CHALLENGE: Leave out the pictures; transcribe all else exactly.
-------------------------
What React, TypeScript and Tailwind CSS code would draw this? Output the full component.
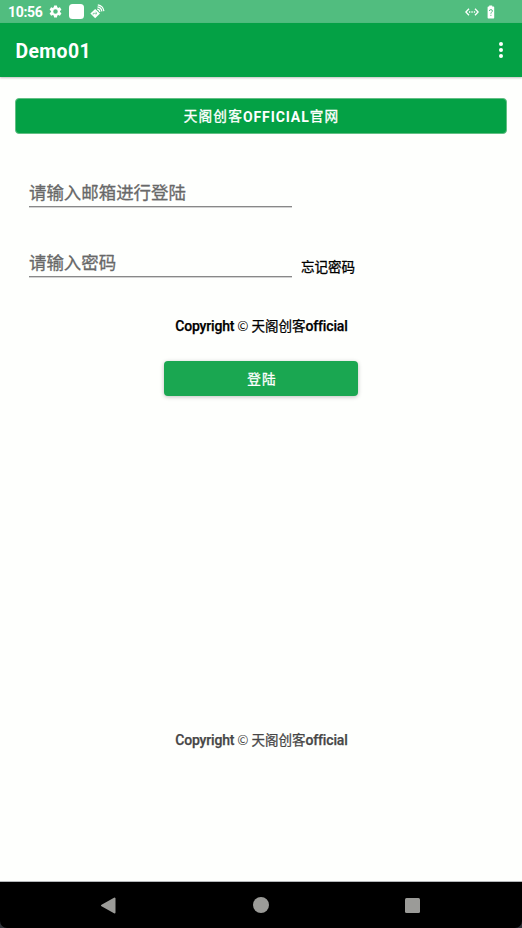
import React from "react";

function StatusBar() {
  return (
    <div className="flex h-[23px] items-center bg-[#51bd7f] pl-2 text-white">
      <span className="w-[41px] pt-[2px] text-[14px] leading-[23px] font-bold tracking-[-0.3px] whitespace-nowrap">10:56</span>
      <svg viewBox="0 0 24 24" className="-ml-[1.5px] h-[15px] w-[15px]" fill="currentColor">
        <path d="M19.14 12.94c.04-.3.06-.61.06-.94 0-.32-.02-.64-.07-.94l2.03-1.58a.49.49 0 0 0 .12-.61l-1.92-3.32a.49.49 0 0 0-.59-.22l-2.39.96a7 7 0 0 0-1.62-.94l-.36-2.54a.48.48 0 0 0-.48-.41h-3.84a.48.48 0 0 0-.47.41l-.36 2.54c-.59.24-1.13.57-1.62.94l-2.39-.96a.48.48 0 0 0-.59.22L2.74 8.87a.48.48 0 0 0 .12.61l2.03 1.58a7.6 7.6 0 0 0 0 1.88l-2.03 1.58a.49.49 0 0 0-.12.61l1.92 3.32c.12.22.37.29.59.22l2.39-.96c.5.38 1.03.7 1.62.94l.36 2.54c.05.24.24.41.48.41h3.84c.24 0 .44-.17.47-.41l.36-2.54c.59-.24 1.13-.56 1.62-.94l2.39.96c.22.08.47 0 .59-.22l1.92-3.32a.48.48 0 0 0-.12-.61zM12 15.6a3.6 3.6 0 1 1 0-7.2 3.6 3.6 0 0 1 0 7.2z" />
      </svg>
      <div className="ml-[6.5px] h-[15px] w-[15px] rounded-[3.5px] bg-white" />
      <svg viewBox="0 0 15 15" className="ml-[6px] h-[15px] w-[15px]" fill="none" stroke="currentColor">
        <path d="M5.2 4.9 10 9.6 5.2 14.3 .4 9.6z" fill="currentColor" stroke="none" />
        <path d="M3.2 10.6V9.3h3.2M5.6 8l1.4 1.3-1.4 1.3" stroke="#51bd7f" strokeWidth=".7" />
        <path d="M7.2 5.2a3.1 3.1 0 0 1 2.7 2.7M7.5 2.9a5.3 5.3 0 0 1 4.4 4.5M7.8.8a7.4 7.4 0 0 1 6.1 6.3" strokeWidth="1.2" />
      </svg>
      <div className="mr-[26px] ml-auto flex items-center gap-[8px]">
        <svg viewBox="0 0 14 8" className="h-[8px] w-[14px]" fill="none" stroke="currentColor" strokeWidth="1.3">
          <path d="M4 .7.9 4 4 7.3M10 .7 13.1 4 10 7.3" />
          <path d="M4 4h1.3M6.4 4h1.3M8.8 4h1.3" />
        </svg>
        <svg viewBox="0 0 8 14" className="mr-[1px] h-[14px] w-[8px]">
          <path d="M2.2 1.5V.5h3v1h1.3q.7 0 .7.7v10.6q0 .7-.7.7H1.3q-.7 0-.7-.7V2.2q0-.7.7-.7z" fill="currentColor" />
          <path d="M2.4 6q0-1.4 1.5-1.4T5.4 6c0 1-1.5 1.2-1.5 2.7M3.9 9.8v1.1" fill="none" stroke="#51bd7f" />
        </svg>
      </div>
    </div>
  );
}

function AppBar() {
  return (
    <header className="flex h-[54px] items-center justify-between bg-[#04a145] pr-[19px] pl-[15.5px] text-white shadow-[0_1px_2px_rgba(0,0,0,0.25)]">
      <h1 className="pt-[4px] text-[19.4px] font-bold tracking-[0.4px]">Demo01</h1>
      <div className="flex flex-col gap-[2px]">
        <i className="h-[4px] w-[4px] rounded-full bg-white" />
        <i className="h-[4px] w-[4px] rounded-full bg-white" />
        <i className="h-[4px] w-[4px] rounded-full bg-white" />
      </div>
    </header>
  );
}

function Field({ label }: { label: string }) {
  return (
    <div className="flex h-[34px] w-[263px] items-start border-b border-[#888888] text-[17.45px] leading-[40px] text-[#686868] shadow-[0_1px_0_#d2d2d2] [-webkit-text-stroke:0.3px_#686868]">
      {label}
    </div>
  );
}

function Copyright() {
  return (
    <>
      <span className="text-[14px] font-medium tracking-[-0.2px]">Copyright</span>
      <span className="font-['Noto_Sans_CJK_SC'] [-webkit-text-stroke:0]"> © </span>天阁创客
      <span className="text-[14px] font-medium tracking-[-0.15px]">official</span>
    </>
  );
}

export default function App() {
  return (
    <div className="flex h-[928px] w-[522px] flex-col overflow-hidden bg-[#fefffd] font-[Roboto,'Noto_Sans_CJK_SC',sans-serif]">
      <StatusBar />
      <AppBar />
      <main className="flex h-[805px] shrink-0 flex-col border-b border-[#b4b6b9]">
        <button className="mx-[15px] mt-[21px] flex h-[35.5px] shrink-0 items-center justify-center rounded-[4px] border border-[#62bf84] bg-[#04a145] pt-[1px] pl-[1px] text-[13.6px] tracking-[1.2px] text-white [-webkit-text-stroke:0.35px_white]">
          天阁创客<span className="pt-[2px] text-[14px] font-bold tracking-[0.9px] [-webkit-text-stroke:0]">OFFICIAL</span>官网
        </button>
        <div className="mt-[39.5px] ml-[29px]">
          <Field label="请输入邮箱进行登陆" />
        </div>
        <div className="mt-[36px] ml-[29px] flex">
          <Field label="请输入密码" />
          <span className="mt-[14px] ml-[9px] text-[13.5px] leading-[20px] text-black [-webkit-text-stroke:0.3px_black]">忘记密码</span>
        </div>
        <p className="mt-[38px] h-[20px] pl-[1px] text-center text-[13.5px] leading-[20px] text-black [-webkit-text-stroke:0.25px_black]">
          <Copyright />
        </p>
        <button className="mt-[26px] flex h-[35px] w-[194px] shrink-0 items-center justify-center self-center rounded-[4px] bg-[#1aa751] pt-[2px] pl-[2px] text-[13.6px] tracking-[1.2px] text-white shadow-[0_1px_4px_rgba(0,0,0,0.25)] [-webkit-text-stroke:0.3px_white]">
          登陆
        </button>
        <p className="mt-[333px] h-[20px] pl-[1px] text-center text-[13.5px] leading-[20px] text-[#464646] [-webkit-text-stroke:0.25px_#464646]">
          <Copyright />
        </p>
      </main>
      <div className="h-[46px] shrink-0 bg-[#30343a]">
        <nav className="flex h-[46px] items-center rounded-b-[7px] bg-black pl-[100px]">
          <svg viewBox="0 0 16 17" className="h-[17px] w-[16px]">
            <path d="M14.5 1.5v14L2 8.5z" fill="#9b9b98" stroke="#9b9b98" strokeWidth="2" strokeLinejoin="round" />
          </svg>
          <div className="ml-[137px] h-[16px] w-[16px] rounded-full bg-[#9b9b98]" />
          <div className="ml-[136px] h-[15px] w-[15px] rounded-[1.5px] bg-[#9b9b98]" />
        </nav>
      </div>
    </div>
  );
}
-------------------------
RESPONSE TO THE EXERCISE:
What React, TypeScript and Tailwind CSS code would draw this? Output the full component.
import React from "react";

function StatusBar() {
  return (
    <div className="flex h-[23px] items-center bg-[#51bd7f] pl-2 text-white">
      <span className="w-[41px] pt-[2px] text-[14px] leading-[23px] font-bold tracking-[-0.3px] whitespace-nowrap">10:56</span>
      <svg viewBox="0 0 24 24" className="-ml-[1.5px] h-[15px] w-[15px]" fill="currentColor">
        <path d="M19.14 12.94c.04-.3.06-.61.06-.94 0-.32-.02-.64-.07-.94l2.03-1.58a.49.49 0 0 0 .12-.61l-1.92-3.32a.49.49 0 0 0-.59-.22l-2.39.96a7 7 0 0 0-1.62-.94l-.36-2.54a.48.48 0 0 0-.48-.41h-3.84a.48.48 0 0 0-.47.41l-.36 2.54c-.59.24-1.13.57-1.62.94l-2.39-.96a.48.48 0 0 0-.59.22L2.74 8.87a.48.48 0 0 0 .12.61l2.03 1.58a7.6 7.6 0 0 0 0 1.88l-2.03 1.58a.49.49 0 0 0-.12.61l1.92 3.32c.12.22.37.29.59.22l2.39-.96c.5.38 1.03.7 1.62.94l.36 2.54c.05.24.24.41.48.41h3.84c.24 0 .44-.17.47-.41l.36-2.54c.59-.24 1.13-.56 1.62-.94l2.39.96c.22.08.47 0 .59-.22l1.92-3.32a.48.48 0 0 0-.12-.61zM12 15.6a3.6 3.6 0 1 1 0-7.2 3.6 3.6 0 0 1 0 7.2z" />
      </svg>
      <div className="ml-[6.5px] h-[15px] w-[15px] rounded-[3.5px] bg-white" />
      <svg viewBox="0 0 15 15" className="ml-[6px] h-[15px] w-[15px]" fill="none" stroke="currentColor">
        <path d="M5.2 4.9 10 9.6 5.2 14.3 .4 9.6z" fill="currentColor" stroke="none" />
        <path d="M3.2 10.6V9.3h3.2M5.6 8l1.4 1.3-1.4 1.3" stroke="#51bd7f" strokeWidth=".7" />
        <path d="M7.2 5.2a3.1 3.1 0 0 1 2.7 2.7M7.5 2.9a5.3 5.3 0 0 1 4.4 4.5M7.8.8a7.4 7.4 0 0 1 6.1 6.3" strokeWidth="1.2" />
      </svg>
      <div className="mr-[26px] ml-auto flex items-center gap-[8px]">
        <svg viewBox="0 0 14 8" className="h-[8px] w-[14px]" fill="none" stroke="currentColor" strokeWidth="1.3">
          <path d="M4 .7.9 4 4 7.3M10 .7 13.1 4 10 7.3" />
          <path d="M4 4h1.3M6.4 4h1.3M8.8 4h1.3" />
        </svg>
        <svg viewBox="0 0 8 14" className="mr-[1px] h-[14px] w-[8px]">
          <path d="M2.2 1.5V.5h3v1h1.3q.7 0 .7.7v10.6q0 .7-.7.7H1.3q-.7 0-.7-.7V2.2q0-.7.7-.7z" fill="currentColor" />
          <path d="M2.4 6q0-1.4 1.5-1.4T5.4 6c0 1-1.5 1.2-1.5 2.7M3.9 9.8v1.1" fill="none" stroke="#51bd7f" />
        </svg>
      </div>
    </div>
  );
}

function AppBar() {
  return (
    <header className="flex h-[54px] items-center justify-between bg-[#04a145] pr-[19px] pl-[15.5px] text-white shadow-[0_1px_2px_rgba(0,0,0,0.25)]">
      <h1 className="pt-[4px] text-[19.4px] font-bold tracking-[0.4px]">Demo01</h1>
      <div className="flex flex-col gap-[2px]">
        <i className="h-[4px] w-[4px] rounded-full bg-white" />
        <i className="h-[4px] w-[4px] rounded-full bg-white" />
        <i className="h-[4px] w-[4px] rounded-full bg-white" />
      </div>
    </header>
  );
}

function Field({ label }: { label: string }) {
  return (
    <div className="flex h-[34px] w-[263px] items-start border-b border-[#888888] text-[17.45px] leading-[40px] text-[#686868] shadow-[0_1px_0_#d2d2d2] [-webkit-text-stroke:0.3px_#686868]">
      {label}
    </div>
  );
}

function Copyright() {
  return (
    <>
      <span className="text-[14px] font-medium tracking-[-0.2px]">Copyright</span>
      <span className="font-['Noto_Sans_CJK_SC'] [-webkit-text-stroke:0]"> © </span>天阁创客
      <span className="text-[14px] font-medium tracking-[-0.15px]">official</span>
    </>
  );
}

export default function App() {
  return (
    <div className="flex h-[928px] w-[522px] flex-col overflow-hidden bg-[#fefffd] font-[Roboto,'Noto_Sans_CJK_SC',sans-serif]">
      <StatusBar />
      <AppBar />
      <main className="flex h-[805px] shrink-0 flex-col border-b border-[#b4b6b9]">
        <button className="mx-[15px] mt-[21px] flex h-[35.5px] shrink-0 items-center justify-center rounded-[4px] border border-[#62bf84] bg-[#04a145] pt-[1px] pl-[1px] text-[13.6px] tracking-[1.2px] text-white [-webkit-text-stroke:0.35px_white]">
          天阁创客<span className="pt-[2px] text-[14px] font-bold tracking-[0.9px] [-webkit-text-stroke:0]">OFFICIAL</span>官网
        </button>
        <div className="mt-[39.5px] ml-[29px]">
          <Field label="请输入邮箱进行登陆" />
        </div>
        <div className="mt-[36px] ml-[29px] flex">
          <Field label="请输入密码" />
          <span className="mt-[14px] ml-[9px] text-[13.5px] leading-[20px] text-black [-webkit-text-stroke:0.3px_black]">忘记密码</span>
        </div>
        <p className="mt-[38px] h-[20px] pl-[1px] text-center text-[13.5px] leading-[20px] text-black [-webkit-text-stroke:0.25px_black]">
          <Copyright />
        </p>
        <button className="mt-[26px] flex h-[35px] w-[194px] shrink-0 items-center justify-center self-center rounded-[4px] bg-[#1aa751] pt-[2px] pl-[2px] text-[13.6px] tracking-[1.2px] text-white shadow-[0_1px_4px_rgba(0,0,0,0.25)] [-webkit-text-stroke:0.3px_white]">
          登陆
        </button>
        <p className="mt-[333px] h-[20px] pl-[1px] text-center text-[13.5px] leading-[20px] text-[#464646] [-webkit-text-stroke:0.25px_#464646]">
          <Copyright />
        </p>
      </main>
      <div className="h-[46px] shrink-0 bg-[#30343a]">
        <nav className="flex h-[46px] items-center rounded-b-[7px] bg-black pl-[100px]">
          <svg viewBox="0 0 16 17" className="h-[17px] w-[16px]">
            <path d="M14.5 1.5v14L2 8.5z" fill="#9b9b98" stroke="#9b9b98" strokeWidth="2" strokeLinejoin="round" />
          </svg>
          <div className="ml-[137px] h-[16px] w-[16px] rounded-full bg-[#9b9b98]" />
          <div className="ml-[136px] h-[15px] w-[15px] rounded-[1.5px] bg-[#9b9b98]" />
        </nav>
      </div>
    </div>
  );
}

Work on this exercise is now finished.